# [WHAT TO WORK ON]
Find the word "this" in the data. Return every line where it appears.

□ □ □ □ □

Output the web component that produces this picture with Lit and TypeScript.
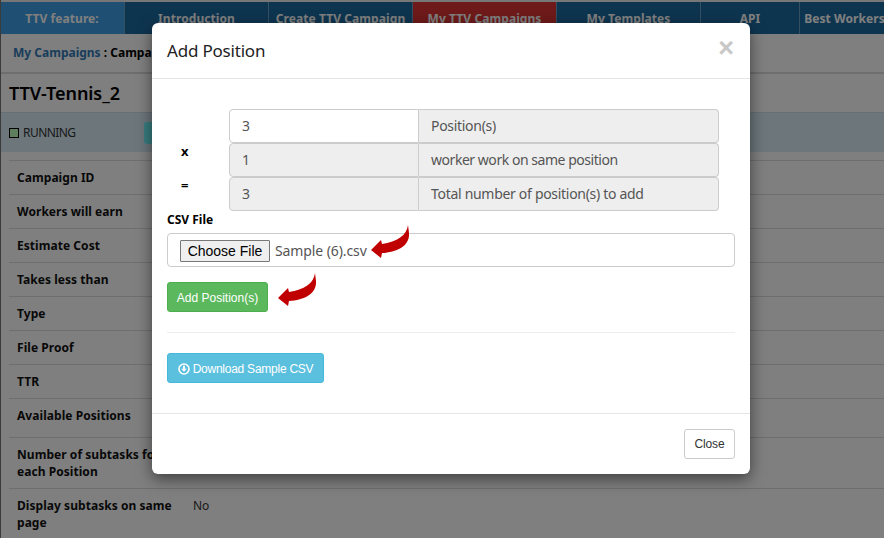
import { LitElement, html, css } from 'lit';
import { customElement } from 'lit/decorators.js';

const NAV = [
  ['TTV feature:', 125, 'lead'],
  ['Introduction', 144, ''],
  ['Create TTV Campaign', 144, ''],
  ['My TTV Campaigns', 144, 'active'],
  ['My Templates', 144, ''],
  ['API', 99, ''],
  ['Best Workers', 90, ''],
];

const ROWS = [
  ['Campaign ID', ''],
  ['Workers will earn', ''],
  ['Estimate Cost', ''],
  ['Takes less than', ''],
  ['Type', ''],
  ['File Proof', ''],
  ['TTR', ''],
  ['Available Positions', ''],
  ['Number of subtasks for each Position', ''],
  ['Display subtasks on same page', 'No'],
];

@customElement('app-root')
export class AppRoot extends LitElement {
  static styles = css`
    :host {
      display: block;
      position: relative;
      width: 884px;
      height: 538px;
      overflow: hidden;
      background: #fff;
      font-family: "Noto Sans", "Open Sans", sans-serif;
      font-size: 13px;
      color: #333;
    }
    .page {
      height: 538px;
      box-sizing: border-box;
      border-left: 1px solid #777;
      overflow: hidden;
    }
    .nav {
      display: flex;
      height: 32px;
      margin-left: -1px;
      width: 900px;
      border-top: 2px solid #eee;
    }
    .nav div {
      box-sizing: border-box;
      text-align: center;
      line-height: 33px;
      font-weight: 700;
      font-size: 12px;
      letter-spacing: .08px;
      color: #fff;
      background: #1c6aa0;
      border-right: 1px solid #6a9cc0;
      white-space: nowrap;
    }
    .nav .lead { background: #3fa0e6; }
    .nav .active { background: #dc3434; }
    .crumbs {
      height: 38px;
      padding-left: 12px;
      line-height: 38px;
      font-size: 12px;
      font-weight: 700;
      color: #000;
      border-bottom: 2px solid #ddd;
    }
    .crumbs a { color: #337ab7; }
    h2 {
      margin: 0;
      height: 38px;
      padding-left: 8px;
      line-height: 38px;
      font-size: 18px;
      font-weight: 600;
      letter-spacing: -.05px;
      color: #000;
    }
    .status {
      display: flex;
      align-items: center;
      gap: 4px;
      height: 40px;
      padding-left: 8px;
      background: #d9edf7;
      font-size: 12px;
      letter-spacing: -.55px;
      border-top: 1px solid #cde;
      box-sizing: border-box;
    }
    .status i {
      width: 8px;
      height: 8px;
      border: 1px solid #000;
      background: #bcfcbc;
    }
    .status button {
      width: 40px;
      height: 22px;
      margin-left: 64px;
      border: 0;
      border-radius: 3px;
      background: #70f8ff;
    }
    .table { margin: 8px 0 0 8px; border-top: 1px solid #ddd; }
    .row {
      display: flex;
      border-bottom: 1px solid #ddd;
      padding: 8px;
      min-height: 17px;
      font-size: 12px;
      line-height: 17px;
    }
    .row b {
      box-sizing: border-box;
      width: 176px;
      padding-right: 14px;
      color: #111;
      letter-spacing: .05px;
    }
    .row:nth-child(8) { padding-bottom: 13px; }

    .backdrop {
      position: absolute;
      inset: 0;
      background: rgba(0, 0, 0, .5);
    }
    .modal {
      position: absolute;
      left: 152px;
      top: 23px;
      width: 598px;
      height: 451px;
      background: #fff;
      border-radius: 6px;
      box-shadow: 0 5px 15px rgba(0, 0, 0, .5);
      display: flex;
      flex-direction: column;
    }
    .head {
      display: flex;
      justify-content: space-between;
      height: 55px;
      padding: 0 15px;
      border-bottom: 1px solid #e5e5e5;
      align-items: center;
    }
    .head span { font-size: 17px; letter-spacing: -.2px; color: #222; }
    .x {
      font-size: 27px;
      line-height: 27px;
      font-weight: 700;
      color: #c8c8c8;
      margin-top: -5px;
      margin-right: 1px;
      font-family: "Liberation Sans", sans-serif;
    }
    .body { flex: 1; padding: 30px 15px 0; position: relative; }
    .lines {
      display: grid;
      grid-template-columns: 62px 1fr;
      margin-right: 16px;
    }
    .op {
      font-size: 13px;
      font-weight: 700;
      color: #000;
      padding-left: 14px;
      line-height: 16px;
    }
    .group {
      display: flex;
      height: 34px;
      font-size: 14px;
      letter-spacing: -.3px;
      line-height: 32px;
      color: #555;
    }
    .group > div {
      box-sizing: border-box;
      border: 1px solid #ccc;
      background: #eee;
    }
    .val {
      width: 190px;
      padding-left: 12px;
      border-radius: 4px 0 0 4px;
    }
    .val.on { background: #fff; }
    .lab {
      flex: 1;
      padding-left: 12px;
      border-left: 0 !important;
      border-radius: 0 4px 4px 0;
    }
    .lab.tight { letter-spacing: -.46px; }
    .csv {
      display: block;
      font-size: 12px;
      font-weight: 700;
      color: #000;
      margin-top: -1px;
      line-height: 20px;
    }
    .file {
      display: flex;
      align-items: center;
      box-sizing: border-box;
      height: 34px;
      margin-top: 3px;
      padding-left: 12px;
      border: 1px solid #ccc;
      border-radius: 4px;
      font-size: 14px;
      letter-spacing: -.1px;
      color: #555;
    }
    .choose {
      box-sizing: border-box;
      height: 22px;
      width: 90px;
      padding: 0;
      margin: 2px 5px 0 0;
      border: 1px solid #777;
      border-radius: 1px;
      background: #efefef;
      color: #000;
      font: 14px "Liberation Sans", sans-serif;
    }
    .btn {
      box-sizing: border-box;
      display: inline-flex;
      align-items: center;
      justify-content: center;
      height: 30px;
      border-radius: 3px;
      color: #fff;
      font-size: 12px;
      border: 1px solid transparent;
      padding: 0;
    }
    .green {
      width: 101px;
      margin-top: 15px;
      padding-top: 2px;
      background: #5cb85c;
      border-color: #4cae4c;
    }
    .sep { height: 1px; background: #eee; margin: 20px 0; }
    .blue {
      width: 157px;
      gap: 3px;
      padding-top: 2px;
      letter-spacing: -.25px;
      background: #5bc0de;
      border-color: #46b8da;
    }
    .foot {
      height: 60px;
      padding-right: 15px;
      border-top: 1px solid #e5e5e5;
      display: flex;
      justify-content: flex-end;
      align-items: center;
    }
    .close {
      width: 51px;
      background: #fff;
      border-color: #ccc;
      color: #333;
      letter-spacing: -.1px;
    }
    .arrow { position: absolute; }
    .a1 { left: 219px; top: 146px; }
    .a2 { left: 126px; top: 194px; }
  `;

  arrow(cls: string) {
    return html`<svg class="arrow ${cls}" width="40" height="36" viewBox="0 0 40 36">
      <path fill="#c00000" d="M37 0C36 10 26 17 11 19L10 15L0 25L10 33L11 28C26 27 39 21 38 8Z" />
    </svg>`;
  }

  render() {
    return html`
      <div class="page">
        <div class="nav">
          ${NAV.map(([t, w, c]) => html`<div class="${c}" style="width:${w}px">${t}</div>`)}
        </div>
        <div class="crumbs"><a>My Campaigns</a> : Campaign</div>
        <h2>TTV-Tennis_2</h2>
        <div class="status"><i></i>RUNNING<button></button></div>
        <div class="table">
          ${ROWS.map(([k, v]) => html`<div class="row"><b>${k}</b><span>${v}</span></div>`)}
        </div>
      </div>
      <div class="backdrop"></div>
      <div class="modal">
        <div class="head"><span>Add Position</span><div class="x">×</div></div>
        <div class="body">
          <div class="lines">
            <div class="op"></div>
            <div class="group"><div class="val on">3</div><div class="lab">Position(s)</div></div>
            <div class="op">x</div>
            <div class="group"><div class="val">1</div><div class="lab tight">worker work on same position</div></div>
            <div class="op">=</div>
            <div class="group"><div class="val">3</div><div class="lab">Total number of position(s) to add</div></div>
          </div>
          <span class="csv">CSV File</span>
          <div class="file"><button class="choose">Choose File</button>Sample (6).csv</div>
          <button class="btn green">Add Position(s)</button>
          <div class="sep"></div>
          <button class="btn blue">
            <svg width="12" height="12" viewBox="0 0 12 12">
              <circle cx="6" cy="6" r="5" fill="none" stroke="#fff" stroke-width="1.6" />
              <path fill="#fff" d="M5 2.8h2v3h1.8L6 8.8 3.2 5.8H5z" />
            </svg>
            Download Sample CSV
          </button>
          ${this.arrow('a1')} ${this.arrow('a2')}
        </div>
        <div class="foot"><button class="btn close">Close</button></div>
      </div>
    `;
  }
}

□ □ □ □ □

# [TASK RESULT]
Output the web component that produces this picture with Lit and TypeScript.
          ${this.arrow('a1')} ${this.arrow('a2')}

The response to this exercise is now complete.